··· MATERIAL ···

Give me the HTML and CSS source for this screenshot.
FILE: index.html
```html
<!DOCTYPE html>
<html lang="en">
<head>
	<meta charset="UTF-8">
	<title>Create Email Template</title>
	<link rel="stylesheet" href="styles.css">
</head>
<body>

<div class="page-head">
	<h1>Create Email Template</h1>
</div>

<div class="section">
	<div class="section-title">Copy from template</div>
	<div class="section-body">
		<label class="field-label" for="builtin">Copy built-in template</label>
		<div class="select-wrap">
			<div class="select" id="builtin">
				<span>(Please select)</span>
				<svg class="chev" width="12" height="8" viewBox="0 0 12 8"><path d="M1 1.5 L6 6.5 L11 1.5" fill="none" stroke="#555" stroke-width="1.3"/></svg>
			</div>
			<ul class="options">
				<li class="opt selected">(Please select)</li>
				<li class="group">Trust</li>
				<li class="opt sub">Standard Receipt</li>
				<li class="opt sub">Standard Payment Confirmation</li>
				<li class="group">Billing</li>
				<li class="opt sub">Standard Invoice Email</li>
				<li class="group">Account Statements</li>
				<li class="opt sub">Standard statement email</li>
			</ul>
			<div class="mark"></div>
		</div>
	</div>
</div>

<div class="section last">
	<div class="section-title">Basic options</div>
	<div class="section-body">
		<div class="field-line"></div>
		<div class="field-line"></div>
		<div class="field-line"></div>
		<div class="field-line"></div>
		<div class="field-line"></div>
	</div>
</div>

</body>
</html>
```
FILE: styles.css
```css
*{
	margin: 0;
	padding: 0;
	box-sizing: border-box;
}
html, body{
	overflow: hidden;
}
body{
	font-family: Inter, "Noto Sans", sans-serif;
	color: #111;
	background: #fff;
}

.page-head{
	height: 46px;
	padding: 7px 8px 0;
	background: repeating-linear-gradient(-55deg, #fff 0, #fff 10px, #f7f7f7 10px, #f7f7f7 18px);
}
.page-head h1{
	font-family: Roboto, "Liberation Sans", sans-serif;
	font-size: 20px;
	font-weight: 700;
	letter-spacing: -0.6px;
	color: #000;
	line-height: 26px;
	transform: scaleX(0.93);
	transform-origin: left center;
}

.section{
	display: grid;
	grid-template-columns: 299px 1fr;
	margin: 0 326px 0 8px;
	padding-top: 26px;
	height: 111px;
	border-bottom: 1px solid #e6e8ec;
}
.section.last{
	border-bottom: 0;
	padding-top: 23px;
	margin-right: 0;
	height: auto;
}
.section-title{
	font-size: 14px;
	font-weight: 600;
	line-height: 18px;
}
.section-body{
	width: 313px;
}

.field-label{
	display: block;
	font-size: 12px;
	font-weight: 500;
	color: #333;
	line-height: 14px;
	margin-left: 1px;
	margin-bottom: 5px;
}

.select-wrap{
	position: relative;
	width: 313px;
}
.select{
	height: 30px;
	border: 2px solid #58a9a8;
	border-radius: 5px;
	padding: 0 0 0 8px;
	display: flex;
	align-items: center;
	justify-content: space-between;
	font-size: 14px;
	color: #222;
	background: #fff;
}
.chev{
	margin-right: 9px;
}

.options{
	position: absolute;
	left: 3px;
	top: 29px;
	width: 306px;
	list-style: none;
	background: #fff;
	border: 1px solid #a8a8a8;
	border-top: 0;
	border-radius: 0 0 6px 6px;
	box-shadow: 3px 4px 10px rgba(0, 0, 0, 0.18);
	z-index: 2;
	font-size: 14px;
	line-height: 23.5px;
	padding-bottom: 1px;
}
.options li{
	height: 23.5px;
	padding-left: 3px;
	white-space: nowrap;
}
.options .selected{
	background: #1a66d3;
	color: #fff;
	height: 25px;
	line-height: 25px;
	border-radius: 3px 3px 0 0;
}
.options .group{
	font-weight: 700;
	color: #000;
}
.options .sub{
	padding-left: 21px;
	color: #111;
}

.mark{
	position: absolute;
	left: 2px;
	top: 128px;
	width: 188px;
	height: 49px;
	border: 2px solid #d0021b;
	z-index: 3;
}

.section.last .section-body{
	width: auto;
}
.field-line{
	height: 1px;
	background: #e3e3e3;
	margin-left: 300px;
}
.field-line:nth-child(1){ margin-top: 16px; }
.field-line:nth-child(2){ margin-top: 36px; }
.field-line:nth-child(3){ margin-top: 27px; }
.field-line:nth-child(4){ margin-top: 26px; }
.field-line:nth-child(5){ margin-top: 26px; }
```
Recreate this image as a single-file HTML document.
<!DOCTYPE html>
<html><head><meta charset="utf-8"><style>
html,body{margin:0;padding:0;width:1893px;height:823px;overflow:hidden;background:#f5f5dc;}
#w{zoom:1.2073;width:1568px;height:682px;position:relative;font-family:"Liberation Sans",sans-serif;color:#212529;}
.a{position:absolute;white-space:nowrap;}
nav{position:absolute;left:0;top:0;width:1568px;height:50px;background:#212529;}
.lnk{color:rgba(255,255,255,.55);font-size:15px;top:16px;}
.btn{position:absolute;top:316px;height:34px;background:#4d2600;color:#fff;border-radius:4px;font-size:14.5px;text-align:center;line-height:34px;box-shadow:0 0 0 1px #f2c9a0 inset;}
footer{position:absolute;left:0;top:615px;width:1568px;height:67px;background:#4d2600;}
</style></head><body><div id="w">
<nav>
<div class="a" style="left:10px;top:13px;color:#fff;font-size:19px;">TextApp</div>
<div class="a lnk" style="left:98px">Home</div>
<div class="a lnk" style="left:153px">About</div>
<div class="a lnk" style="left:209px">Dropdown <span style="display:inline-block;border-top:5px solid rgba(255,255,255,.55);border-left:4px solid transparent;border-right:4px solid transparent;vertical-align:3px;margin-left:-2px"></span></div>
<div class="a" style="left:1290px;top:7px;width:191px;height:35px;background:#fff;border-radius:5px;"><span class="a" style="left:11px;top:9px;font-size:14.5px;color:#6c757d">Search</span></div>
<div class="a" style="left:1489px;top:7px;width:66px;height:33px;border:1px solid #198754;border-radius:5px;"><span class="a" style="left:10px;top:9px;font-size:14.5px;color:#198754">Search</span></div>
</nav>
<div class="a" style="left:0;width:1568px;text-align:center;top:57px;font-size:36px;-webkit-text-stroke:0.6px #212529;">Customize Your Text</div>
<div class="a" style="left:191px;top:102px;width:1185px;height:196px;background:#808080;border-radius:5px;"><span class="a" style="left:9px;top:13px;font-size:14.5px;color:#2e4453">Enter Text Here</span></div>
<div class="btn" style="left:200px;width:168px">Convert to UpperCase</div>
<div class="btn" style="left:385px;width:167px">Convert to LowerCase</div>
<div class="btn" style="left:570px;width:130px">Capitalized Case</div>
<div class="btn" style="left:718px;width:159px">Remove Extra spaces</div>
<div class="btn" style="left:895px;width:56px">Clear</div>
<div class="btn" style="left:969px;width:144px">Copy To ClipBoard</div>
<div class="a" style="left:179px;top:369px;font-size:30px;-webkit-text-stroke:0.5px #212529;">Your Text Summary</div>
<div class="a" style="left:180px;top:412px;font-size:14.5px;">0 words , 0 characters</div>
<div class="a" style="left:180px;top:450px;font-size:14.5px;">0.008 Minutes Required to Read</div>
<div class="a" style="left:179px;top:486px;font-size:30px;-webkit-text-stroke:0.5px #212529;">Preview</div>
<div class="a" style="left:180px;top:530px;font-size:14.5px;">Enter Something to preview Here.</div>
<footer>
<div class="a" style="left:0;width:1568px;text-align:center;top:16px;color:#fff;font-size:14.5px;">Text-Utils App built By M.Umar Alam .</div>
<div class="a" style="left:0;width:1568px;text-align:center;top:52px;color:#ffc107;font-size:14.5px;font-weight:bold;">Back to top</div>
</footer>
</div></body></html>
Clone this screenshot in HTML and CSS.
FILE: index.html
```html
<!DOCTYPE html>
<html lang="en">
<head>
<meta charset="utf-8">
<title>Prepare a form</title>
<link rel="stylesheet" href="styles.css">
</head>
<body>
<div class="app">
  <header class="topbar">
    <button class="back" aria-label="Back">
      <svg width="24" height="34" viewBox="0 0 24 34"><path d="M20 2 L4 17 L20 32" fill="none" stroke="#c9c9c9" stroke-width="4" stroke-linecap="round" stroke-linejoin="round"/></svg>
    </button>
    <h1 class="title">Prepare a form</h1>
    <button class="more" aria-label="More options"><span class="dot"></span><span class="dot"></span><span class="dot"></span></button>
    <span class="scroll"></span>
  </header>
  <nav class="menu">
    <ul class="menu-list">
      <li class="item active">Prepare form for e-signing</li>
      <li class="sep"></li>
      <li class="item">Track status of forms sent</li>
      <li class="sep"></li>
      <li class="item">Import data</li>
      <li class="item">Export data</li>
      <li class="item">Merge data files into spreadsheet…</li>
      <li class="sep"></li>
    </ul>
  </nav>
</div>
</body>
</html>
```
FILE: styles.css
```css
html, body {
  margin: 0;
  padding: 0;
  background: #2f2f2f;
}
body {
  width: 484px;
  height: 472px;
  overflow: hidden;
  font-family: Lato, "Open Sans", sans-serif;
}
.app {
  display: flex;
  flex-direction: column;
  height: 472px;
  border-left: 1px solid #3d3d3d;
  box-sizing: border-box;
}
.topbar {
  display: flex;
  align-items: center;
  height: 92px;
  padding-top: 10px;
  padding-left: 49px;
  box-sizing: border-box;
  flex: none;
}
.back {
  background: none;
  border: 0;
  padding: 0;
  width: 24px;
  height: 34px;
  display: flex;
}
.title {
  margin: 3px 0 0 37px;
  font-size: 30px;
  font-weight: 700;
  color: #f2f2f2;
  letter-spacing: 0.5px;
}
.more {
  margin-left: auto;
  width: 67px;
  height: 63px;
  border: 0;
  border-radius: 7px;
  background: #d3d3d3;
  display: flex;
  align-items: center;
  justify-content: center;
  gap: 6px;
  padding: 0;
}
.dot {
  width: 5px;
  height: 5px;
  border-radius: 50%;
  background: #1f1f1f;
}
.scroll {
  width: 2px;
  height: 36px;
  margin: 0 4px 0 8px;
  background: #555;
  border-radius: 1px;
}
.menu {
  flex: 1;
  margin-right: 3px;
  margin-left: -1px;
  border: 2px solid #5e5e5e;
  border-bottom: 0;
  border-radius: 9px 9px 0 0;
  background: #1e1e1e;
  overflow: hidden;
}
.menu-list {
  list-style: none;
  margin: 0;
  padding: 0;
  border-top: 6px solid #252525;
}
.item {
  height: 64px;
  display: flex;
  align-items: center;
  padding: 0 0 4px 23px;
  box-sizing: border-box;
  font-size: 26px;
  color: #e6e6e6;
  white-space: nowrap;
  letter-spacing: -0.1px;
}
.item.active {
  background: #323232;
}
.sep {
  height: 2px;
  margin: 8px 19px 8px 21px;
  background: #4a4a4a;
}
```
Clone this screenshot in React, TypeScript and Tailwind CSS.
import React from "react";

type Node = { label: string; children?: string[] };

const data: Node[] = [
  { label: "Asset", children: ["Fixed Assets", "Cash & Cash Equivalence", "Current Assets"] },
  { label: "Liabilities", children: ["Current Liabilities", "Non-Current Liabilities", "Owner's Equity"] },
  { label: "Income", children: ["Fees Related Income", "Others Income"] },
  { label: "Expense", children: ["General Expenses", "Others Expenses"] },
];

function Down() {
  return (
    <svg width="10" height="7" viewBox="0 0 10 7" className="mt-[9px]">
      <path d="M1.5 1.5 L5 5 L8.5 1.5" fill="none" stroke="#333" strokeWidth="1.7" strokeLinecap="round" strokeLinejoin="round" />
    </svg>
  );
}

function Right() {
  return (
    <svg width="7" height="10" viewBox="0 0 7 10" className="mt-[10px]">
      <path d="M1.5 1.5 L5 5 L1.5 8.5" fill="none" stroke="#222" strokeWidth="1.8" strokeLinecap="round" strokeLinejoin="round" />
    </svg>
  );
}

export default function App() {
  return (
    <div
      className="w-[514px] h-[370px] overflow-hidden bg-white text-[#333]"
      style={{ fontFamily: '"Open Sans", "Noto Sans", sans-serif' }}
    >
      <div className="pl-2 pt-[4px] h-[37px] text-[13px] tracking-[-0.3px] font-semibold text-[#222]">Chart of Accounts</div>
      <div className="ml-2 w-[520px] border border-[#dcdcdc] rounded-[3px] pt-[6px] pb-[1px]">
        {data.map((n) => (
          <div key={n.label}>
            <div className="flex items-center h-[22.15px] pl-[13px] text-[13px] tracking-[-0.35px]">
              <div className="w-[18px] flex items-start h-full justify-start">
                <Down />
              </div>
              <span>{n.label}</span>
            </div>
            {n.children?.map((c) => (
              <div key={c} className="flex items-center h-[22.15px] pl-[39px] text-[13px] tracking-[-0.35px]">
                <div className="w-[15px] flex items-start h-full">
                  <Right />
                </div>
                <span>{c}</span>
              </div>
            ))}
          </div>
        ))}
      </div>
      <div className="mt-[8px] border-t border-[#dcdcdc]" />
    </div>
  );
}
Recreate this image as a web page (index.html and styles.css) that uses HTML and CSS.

···

* _WORK REQUIRED_
Repeat word for word the lines from the line with "Clone this screenshot in React, TypeScript" to the line with "string; children?: string[]", both lines included.

* _FINAL ANSWER_
Clone this screenshot in React, TypeScript and Tailwind CSS.
import React from "react";

type Node = { label: string; children?: string[] };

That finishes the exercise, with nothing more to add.